Armstrong recalls this becoming a period of great local creativity. “Doors were left open and you could just walk into somebody’s house and there would be strangers there with a saxophone or a flute and you would just start jamming and stay the night.”
Trevor’s story has an air of bad luck and wrong time, wrong place about it, but these recordings made in his attic bedroom, between the ages of 18 and 21, are finally bringing him into the light. “I hadn’t clicked at the time just how good Trevor was,” says Woodcock. “I think he’d probably be pissed off about it taking this long [for people to realise] but I’m sure he’d be thrilled as well.”
His old friend Steve Lacey sighs: “I’m just sorry he isn’t here to reap the benefit of it.”
A chance meeting in 2018 between Christine and Armstrong resulted in the rediscovery and digitisation of this music.
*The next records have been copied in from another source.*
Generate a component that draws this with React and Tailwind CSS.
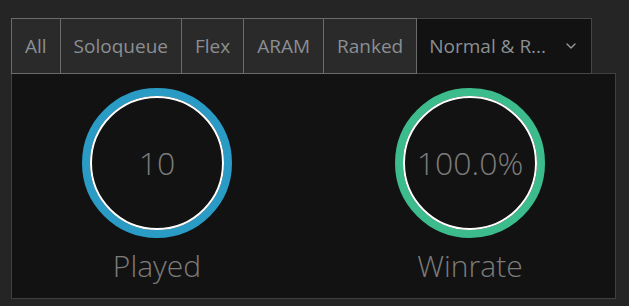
import React from 'react';
import { ChevronDown } from 'lucide-react';

const tabs = ['All', 'Soloqueue', 'Flex', 'ARAM', 'Ranked'];

function Ring({ color, value, label }) {
  return (
    <div className="flex flex-col items-center">
      <div className="relative w-[150px] h-[150px]">
        <svg width="150" height="150" viewBox="0 0 150 150" className="absolute inset-0">
          <circle cx="75" cy="75" r="71" fill="none" stroke={color} strokeWidth="8" />
          <circle cx="75" cy="75" r="66" fill="none" stroke="#ffffff" strokeWidth="2" />
        </svg>
        <div className="absolute inset-0 flex items-center justify-center text-[32px] font-light text-[#7c7c7c]">
          {value}
        </div>
      </div>
      <div className="mt-[5px] text-[30px] font-light text-[#7c7c7c]">{label}</div>
    </div>
  );
}

export default function App() {
  return (
    <div className="min-h-[306px] bg-[#252525] pt-[18px] pl-[11px] pr-[13px] pb-[11px]" style={{ fontFamily: '"Open Sans", sans-serif' }}>
      <div className="relative z-10 -mb-px flex">
        {tabs.map((t, i) => (
          <div
            key={t}
            className={`h-[56px] flex items-center px-[13px] text-[19px] text-[#8b8f93] bg-[#2a2a2a] border-y border-r border-[#6b6b6b] ${i === 0 ? 'border-l' : ''}`}
          >
            {t}
          </div>
        ))}
        <div className="h-[56px] w-[175px] flex items-center justify-between pl-[12px] pr-[12px] text-[19px] text-[#8b8f93] bg-[#121212] border-y border-r border-[#474747]">
          <span>Normal &amp; R...</span>
          <ChevronDown className="w-4 h-4 text-[#9a9a9a]" strokeWidth={2} />
        </div>
      </div>
      <div className="bg-[#121212] border border-[#404040] flex justify-between px-[70px] pt-[14px] pb-[10px]">
        <Ring color="#2a9bc5" value="10" label="Played" />
        <Ring color="#3cbb8c" value="100.0%" label="Winrate" />
      </div>
    </div>
  );
}
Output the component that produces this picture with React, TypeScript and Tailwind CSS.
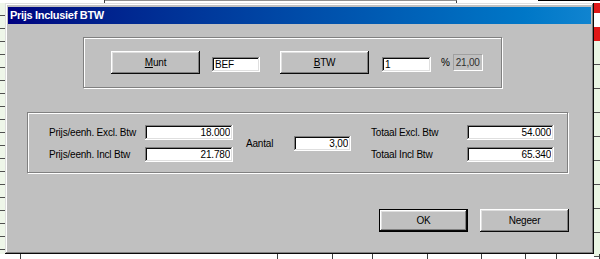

For Christine, the release represents another side of her late husband for her family to connect with. “It’s one thing telling your daughter about her father but this rekindling of Trevor’s music is lovely for her,” she says. “It’s sharing a memory of him.” It’s also brought back some fond ones of her own. “I used to love waking up to Trevor playing his guitar,” she says. “I’d come downstairs and the fire would be going and he’d be strumming away. It was an absolute delight. I feel very privileged to have been able to share that with him.”
• Fireside Stories (Hebden Bridge Circa 1971-1974) is released 2 December on Basin Rock.